Data entries
* * * * *
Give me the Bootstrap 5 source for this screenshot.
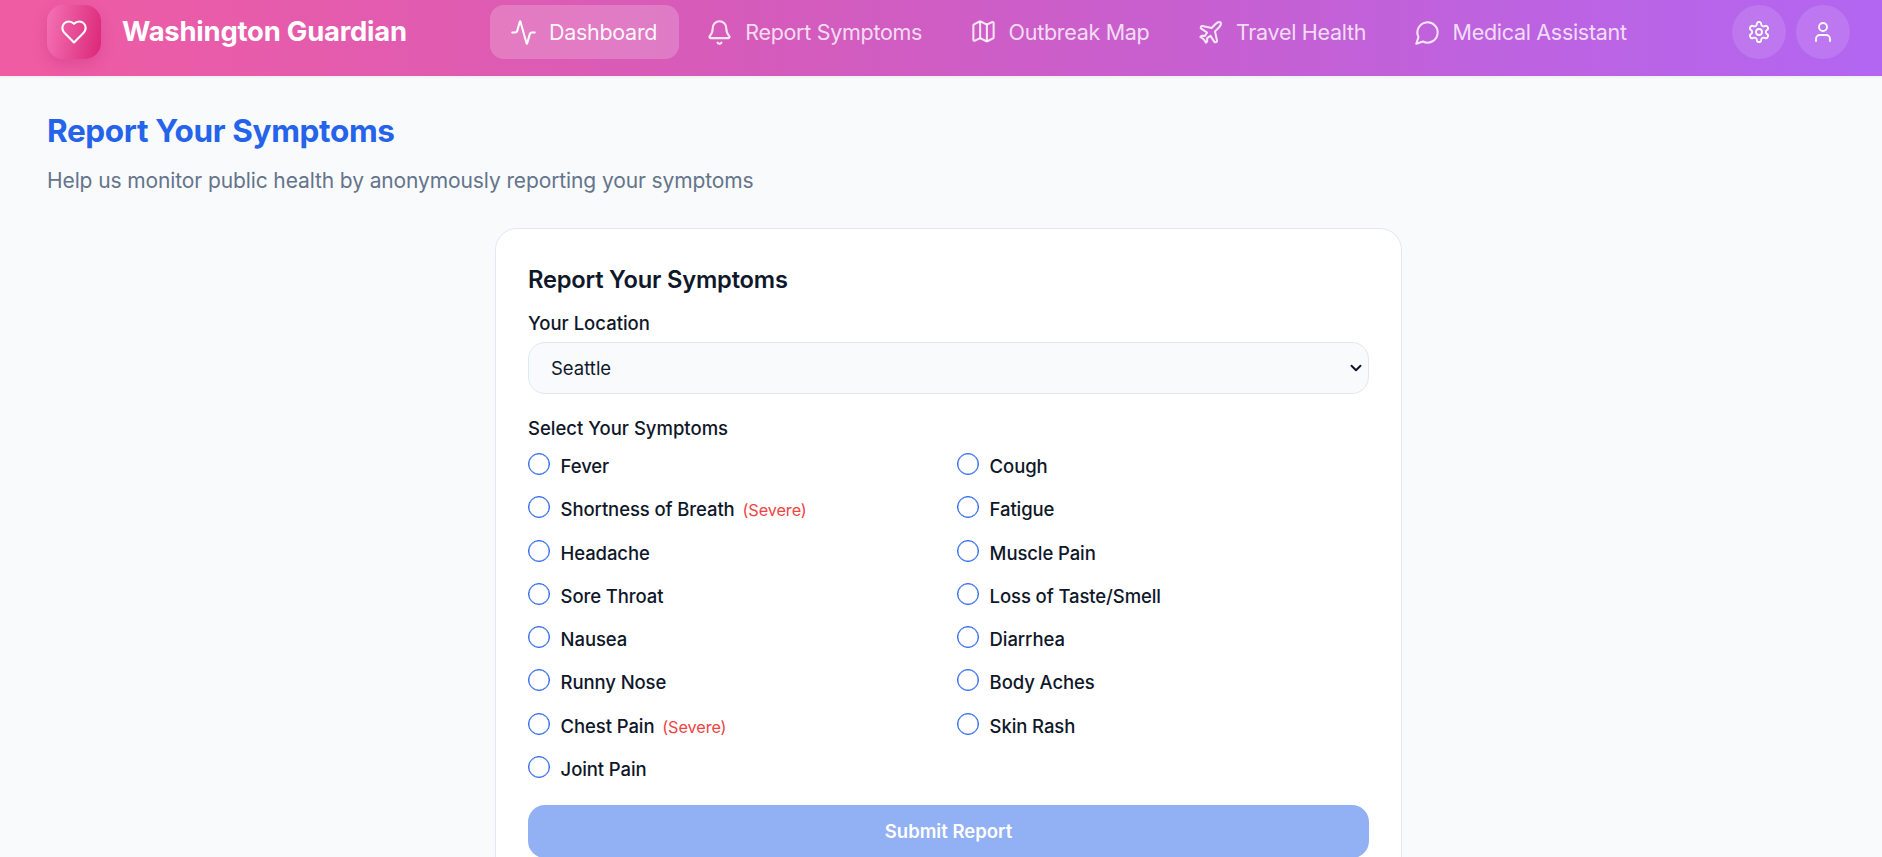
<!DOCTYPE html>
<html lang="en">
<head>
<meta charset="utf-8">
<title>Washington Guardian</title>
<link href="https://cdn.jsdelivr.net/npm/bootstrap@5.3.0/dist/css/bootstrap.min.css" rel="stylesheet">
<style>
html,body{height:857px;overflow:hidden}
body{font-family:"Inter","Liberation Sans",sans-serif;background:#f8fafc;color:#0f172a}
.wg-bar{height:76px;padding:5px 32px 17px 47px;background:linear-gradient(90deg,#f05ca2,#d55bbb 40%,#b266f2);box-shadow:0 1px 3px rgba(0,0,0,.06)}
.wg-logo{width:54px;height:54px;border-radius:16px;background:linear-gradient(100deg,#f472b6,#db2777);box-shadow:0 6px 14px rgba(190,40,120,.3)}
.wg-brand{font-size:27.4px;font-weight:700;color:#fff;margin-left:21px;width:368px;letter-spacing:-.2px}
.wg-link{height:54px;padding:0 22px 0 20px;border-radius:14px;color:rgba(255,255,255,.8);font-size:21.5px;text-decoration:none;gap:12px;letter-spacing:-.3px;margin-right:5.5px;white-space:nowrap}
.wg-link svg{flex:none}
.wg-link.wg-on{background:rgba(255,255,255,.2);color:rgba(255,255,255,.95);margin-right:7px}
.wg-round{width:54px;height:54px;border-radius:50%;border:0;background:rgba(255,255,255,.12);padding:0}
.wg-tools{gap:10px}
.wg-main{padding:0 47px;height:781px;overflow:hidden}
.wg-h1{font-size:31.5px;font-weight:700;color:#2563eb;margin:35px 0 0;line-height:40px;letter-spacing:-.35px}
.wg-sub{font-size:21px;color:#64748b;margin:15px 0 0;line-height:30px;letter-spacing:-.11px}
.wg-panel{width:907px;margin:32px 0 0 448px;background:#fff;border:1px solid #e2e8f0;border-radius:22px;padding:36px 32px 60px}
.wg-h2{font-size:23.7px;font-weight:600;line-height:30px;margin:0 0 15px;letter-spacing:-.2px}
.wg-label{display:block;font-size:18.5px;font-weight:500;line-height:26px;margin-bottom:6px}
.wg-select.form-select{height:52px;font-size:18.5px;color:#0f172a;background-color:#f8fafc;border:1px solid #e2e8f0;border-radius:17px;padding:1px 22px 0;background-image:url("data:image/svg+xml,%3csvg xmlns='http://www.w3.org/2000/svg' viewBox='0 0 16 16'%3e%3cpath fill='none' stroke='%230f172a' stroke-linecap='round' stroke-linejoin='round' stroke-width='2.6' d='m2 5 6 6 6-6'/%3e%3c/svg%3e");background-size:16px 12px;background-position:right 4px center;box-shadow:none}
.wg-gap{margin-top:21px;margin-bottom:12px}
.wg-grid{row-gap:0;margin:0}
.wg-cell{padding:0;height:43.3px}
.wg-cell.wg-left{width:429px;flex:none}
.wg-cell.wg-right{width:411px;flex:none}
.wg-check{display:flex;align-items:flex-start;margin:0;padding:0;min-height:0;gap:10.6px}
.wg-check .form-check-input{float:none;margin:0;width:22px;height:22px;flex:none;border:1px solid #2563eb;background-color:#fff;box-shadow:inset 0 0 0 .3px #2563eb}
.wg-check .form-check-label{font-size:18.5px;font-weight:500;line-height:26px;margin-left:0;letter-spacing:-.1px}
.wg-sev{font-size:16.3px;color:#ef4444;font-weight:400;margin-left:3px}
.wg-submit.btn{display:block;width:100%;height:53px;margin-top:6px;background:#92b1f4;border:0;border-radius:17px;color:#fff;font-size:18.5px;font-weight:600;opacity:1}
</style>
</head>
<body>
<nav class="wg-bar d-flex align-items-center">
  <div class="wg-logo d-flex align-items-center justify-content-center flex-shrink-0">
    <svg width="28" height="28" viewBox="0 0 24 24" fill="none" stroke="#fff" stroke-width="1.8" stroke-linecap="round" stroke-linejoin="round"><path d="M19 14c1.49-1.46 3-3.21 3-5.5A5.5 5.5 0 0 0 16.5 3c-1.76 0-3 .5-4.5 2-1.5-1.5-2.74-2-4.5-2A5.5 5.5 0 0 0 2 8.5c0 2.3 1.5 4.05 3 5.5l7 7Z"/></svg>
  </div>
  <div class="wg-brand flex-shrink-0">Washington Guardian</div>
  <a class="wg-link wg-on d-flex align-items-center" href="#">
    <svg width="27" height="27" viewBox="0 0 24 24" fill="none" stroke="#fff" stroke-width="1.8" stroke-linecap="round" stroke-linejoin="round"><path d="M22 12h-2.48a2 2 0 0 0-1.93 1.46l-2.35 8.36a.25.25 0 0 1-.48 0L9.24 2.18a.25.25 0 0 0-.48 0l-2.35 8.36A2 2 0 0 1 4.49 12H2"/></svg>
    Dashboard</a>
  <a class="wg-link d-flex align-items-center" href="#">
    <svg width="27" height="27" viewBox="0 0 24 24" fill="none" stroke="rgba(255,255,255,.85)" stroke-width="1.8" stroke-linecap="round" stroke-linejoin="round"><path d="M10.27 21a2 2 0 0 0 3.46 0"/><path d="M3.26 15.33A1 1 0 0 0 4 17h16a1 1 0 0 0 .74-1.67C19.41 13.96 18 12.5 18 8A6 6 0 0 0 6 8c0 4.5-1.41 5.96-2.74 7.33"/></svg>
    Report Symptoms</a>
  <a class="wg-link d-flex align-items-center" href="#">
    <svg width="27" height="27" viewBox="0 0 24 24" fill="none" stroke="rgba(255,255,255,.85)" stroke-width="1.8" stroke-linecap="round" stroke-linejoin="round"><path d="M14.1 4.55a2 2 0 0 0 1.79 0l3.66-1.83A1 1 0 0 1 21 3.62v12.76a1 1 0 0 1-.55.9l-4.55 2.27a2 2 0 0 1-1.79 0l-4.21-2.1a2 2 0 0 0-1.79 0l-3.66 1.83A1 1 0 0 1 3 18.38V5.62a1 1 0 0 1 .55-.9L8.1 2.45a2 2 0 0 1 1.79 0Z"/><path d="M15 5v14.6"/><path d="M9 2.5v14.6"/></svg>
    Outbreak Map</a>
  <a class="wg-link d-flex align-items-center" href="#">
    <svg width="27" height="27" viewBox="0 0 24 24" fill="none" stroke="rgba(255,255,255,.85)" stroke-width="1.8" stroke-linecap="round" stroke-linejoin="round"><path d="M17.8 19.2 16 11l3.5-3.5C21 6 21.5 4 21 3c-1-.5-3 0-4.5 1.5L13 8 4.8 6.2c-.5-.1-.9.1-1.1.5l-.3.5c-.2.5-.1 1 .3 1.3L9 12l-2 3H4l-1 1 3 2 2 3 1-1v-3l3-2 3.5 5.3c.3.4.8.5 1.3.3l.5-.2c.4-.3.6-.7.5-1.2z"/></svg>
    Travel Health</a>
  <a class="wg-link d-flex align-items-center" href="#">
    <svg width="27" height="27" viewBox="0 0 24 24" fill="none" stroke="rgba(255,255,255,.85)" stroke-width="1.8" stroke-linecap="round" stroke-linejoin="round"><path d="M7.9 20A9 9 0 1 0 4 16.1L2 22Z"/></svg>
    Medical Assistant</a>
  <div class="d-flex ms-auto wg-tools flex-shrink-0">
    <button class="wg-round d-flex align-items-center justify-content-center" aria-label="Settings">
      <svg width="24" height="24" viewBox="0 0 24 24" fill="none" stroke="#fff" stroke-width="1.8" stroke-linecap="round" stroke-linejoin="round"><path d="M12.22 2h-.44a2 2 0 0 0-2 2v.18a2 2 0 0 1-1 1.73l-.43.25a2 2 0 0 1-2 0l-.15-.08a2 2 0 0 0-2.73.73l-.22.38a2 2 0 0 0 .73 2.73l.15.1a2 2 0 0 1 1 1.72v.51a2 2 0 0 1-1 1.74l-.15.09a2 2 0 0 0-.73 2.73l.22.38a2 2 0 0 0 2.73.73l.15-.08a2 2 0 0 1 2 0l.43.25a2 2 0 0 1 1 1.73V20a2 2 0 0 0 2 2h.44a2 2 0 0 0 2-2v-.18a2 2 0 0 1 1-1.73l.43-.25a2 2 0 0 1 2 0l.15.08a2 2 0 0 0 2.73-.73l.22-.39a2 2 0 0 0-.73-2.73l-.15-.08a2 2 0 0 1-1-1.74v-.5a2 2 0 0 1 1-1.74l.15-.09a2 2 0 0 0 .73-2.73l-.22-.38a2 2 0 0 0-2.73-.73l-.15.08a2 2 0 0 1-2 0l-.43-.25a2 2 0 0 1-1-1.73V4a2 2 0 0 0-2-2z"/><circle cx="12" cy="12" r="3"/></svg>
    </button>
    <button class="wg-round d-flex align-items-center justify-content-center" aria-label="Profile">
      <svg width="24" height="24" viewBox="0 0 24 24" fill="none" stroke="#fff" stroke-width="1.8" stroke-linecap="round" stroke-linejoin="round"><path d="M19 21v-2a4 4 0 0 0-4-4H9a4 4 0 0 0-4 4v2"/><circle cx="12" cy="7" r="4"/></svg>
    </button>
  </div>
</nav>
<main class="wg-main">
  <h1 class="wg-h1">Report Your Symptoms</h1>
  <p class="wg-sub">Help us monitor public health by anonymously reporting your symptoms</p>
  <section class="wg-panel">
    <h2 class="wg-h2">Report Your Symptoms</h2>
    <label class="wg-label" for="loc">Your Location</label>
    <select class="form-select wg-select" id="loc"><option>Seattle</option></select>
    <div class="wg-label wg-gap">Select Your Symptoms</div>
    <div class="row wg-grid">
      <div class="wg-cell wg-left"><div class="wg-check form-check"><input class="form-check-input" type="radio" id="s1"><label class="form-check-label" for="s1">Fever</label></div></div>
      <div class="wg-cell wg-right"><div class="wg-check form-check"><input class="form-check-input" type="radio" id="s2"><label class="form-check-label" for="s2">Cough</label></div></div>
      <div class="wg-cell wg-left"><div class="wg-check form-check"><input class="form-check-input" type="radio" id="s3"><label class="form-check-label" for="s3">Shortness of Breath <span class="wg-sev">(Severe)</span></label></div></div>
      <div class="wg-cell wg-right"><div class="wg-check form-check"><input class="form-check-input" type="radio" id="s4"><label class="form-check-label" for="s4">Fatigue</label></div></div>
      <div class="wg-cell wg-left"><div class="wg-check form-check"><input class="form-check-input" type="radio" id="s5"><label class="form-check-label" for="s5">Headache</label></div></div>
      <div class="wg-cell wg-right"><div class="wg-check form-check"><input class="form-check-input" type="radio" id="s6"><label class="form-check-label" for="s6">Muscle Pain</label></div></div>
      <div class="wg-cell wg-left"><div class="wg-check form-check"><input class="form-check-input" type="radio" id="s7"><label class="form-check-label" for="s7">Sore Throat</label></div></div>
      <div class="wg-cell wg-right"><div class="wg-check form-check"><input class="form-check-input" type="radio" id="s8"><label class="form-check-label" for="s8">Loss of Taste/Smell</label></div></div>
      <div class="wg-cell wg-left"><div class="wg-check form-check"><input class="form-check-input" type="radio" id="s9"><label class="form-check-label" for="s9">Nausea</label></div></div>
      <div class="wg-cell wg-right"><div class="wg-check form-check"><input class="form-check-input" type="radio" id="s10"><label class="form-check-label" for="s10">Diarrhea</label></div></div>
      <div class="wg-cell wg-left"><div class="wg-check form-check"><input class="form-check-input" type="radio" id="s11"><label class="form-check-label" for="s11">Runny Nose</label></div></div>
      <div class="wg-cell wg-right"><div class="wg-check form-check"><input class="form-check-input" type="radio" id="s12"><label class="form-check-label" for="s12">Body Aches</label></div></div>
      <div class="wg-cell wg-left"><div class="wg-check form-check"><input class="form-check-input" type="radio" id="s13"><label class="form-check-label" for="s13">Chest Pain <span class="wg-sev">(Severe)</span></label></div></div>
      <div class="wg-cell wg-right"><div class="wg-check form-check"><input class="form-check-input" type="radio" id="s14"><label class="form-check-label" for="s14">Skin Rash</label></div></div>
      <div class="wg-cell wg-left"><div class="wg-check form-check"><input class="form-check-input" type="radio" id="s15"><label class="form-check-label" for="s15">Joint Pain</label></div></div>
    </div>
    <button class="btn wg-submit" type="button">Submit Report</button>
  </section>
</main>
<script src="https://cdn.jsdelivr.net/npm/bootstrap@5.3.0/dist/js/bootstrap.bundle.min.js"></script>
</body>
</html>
* * * * *
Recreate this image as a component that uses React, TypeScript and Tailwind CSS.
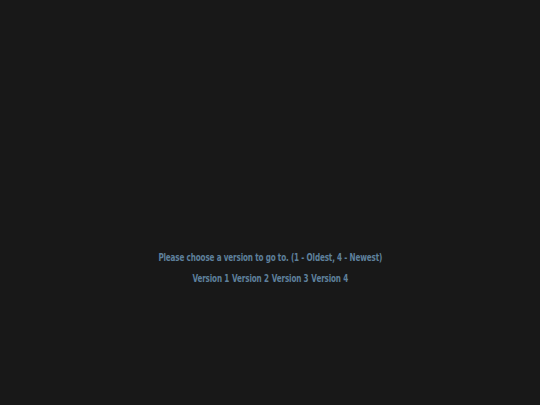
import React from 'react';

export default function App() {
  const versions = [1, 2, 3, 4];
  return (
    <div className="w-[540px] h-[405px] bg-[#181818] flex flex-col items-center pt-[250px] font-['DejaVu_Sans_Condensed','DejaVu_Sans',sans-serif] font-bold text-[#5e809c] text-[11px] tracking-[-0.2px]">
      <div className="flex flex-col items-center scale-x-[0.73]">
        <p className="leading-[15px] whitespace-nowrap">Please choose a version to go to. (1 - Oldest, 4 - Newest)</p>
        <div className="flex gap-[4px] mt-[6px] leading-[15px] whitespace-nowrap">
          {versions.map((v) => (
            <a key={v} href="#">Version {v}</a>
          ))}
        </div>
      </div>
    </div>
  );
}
* * * * *
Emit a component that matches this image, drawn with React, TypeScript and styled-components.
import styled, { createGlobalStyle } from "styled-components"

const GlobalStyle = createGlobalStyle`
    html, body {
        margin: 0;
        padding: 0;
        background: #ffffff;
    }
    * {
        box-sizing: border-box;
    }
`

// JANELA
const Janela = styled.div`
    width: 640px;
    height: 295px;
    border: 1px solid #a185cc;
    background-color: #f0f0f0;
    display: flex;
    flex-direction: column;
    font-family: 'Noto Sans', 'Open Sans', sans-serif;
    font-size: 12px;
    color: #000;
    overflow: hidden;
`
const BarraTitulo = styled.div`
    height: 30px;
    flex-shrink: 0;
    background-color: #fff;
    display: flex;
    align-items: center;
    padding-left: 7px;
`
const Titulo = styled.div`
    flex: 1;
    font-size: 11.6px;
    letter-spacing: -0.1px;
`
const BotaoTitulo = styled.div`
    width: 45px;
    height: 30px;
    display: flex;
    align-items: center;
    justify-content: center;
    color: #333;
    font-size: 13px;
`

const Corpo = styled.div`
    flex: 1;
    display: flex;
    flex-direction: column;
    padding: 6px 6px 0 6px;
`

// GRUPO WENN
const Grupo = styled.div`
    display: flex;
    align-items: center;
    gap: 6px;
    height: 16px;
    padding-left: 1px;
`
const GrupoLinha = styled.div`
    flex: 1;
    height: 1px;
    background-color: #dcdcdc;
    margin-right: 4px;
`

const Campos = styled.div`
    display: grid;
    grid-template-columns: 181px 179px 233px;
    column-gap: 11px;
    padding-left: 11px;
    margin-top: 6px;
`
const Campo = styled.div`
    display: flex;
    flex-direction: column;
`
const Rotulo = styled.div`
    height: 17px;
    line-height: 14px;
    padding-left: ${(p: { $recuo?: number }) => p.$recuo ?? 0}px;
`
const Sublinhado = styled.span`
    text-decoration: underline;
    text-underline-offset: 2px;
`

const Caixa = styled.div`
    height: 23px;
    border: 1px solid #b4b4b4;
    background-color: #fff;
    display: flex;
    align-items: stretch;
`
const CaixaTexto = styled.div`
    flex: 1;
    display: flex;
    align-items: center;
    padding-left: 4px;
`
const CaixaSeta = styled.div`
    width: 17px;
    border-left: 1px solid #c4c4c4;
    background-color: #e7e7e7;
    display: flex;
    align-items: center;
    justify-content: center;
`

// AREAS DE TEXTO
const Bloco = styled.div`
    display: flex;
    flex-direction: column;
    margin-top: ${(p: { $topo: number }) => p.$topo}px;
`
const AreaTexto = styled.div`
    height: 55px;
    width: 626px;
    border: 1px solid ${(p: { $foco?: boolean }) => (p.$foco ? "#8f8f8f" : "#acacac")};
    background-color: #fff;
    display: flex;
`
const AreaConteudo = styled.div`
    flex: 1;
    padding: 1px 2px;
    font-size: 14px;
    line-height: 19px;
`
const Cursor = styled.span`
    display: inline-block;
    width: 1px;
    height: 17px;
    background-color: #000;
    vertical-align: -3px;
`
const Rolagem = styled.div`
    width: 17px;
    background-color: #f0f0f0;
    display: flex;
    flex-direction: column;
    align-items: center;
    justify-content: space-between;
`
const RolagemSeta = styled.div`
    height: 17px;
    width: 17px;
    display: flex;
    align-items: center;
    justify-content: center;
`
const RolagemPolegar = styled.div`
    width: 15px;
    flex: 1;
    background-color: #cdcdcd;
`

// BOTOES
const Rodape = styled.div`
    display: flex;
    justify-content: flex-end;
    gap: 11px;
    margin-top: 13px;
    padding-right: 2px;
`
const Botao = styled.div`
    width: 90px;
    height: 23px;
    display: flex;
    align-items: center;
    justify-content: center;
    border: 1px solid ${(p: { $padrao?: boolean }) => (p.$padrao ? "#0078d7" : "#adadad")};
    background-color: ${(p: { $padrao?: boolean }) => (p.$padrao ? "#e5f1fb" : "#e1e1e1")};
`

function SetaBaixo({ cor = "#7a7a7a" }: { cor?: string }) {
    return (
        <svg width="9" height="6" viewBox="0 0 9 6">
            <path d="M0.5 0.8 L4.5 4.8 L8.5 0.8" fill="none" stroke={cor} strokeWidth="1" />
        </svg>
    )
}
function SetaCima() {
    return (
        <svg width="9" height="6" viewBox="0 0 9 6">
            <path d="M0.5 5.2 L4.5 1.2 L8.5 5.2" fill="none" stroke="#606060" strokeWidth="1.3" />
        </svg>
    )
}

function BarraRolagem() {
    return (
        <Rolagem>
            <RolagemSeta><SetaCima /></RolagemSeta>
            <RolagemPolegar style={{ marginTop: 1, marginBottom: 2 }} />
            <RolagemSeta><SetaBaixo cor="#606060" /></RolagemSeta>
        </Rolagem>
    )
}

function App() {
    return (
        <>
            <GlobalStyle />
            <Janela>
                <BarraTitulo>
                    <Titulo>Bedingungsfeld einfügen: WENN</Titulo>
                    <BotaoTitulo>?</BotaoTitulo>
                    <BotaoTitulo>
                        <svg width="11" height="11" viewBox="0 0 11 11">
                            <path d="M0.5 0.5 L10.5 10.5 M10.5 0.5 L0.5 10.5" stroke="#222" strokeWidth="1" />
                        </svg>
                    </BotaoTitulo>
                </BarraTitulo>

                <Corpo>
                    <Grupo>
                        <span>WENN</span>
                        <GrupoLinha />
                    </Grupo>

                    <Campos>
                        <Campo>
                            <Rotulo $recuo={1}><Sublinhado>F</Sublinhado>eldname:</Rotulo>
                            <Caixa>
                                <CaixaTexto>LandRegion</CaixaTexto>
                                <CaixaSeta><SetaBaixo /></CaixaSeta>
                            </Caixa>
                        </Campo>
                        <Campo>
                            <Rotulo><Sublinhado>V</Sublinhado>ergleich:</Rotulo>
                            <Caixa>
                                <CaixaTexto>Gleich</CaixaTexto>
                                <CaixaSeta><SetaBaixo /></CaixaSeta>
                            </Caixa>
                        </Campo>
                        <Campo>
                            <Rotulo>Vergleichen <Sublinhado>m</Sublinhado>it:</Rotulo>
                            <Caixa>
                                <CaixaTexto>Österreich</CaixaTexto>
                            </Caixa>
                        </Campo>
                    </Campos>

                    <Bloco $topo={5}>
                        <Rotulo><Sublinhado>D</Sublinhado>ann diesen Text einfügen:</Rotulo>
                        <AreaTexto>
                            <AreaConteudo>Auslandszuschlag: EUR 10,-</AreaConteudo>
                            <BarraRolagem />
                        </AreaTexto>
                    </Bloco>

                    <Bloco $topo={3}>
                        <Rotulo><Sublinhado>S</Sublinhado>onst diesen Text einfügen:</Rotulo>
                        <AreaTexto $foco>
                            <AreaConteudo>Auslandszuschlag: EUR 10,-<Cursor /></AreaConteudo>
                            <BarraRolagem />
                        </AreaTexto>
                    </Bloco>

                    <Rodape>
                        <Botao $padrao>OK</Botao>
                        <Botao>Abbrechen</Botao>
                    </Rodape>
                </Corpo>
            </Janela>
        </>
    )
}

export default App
* * * * *
Exercise details: Everything from the line with "Recreate this image" down to the line with "import React from 'react';" in the data above should be copied exactly, with both end lines kept and the pictures left out.

Reply:
Recreate this image as a component that uses React, TypeScript and Tailwind CSS.
import React from 'react';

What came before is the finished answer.